The City Council's housing committee endorsed a set of recommendations and proposed ordinances Tuesday aimed at tightening rules on condo conversions while protecting elderly and disabled tenants.

The proposals fall short of the moratorium sought by affordable-housing advocates who want to halt the condominium conversions sparked by the recent housing boom.

But Councilman Herb Wesson, who heads the City Council's Housing, Community and Economic Development Committee, said he tried to strike a compromise because the condo-conversion policy could affect development in Los Angeles for decades to come.

"We were able to take a balanced approach to try and protect the rights of tenants.
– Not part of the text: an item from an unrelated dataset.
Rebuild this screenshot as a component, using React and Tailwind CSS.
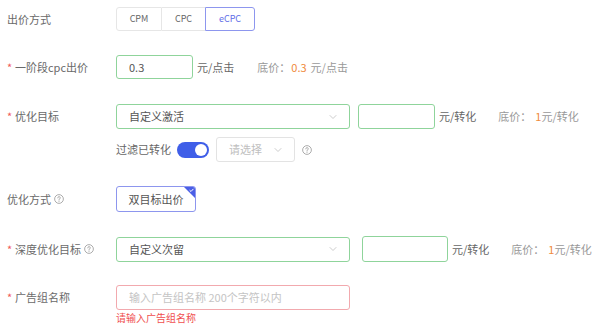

We have to ensure we don't adversely affect property owners, as well," Wesson said.

Property owners, who were concerned that a citywide moratorium could hurt their investments, said the recommendations struck a good middle ground - addressing affordable-housing concerns while protecting landowners' rights.

Developer Brian Dror said the city could encourage more affordable housing without imposing extreme measures.

"Putting a moratorium on condo conversions will have the unwanted effect of ceasing to create first-time homebuyers," he said.

But Alison Dickson with the Coalition for Economic Survival
complained that the recommendations still require two to three months of study before the council can act.

"We're still losing 1,000 units a month to condo conversions and demolitions. These various motions provide some increase in benefits but they don't go to the heart of the problem."


The recommendations include a requirement that elderly and disabled tenants be allowed to rent their unit for two years in a planned-condo-conversion building and one-year in a building slated for demolition.

Also, evicted tenants could get up to $1,000 in moving expenses in addition to relocation money, and they could possibly be able to buy their unit under a proposed purchase-assistance program.

In addition, the city would appoint a task force to study incentives to develop more rentals.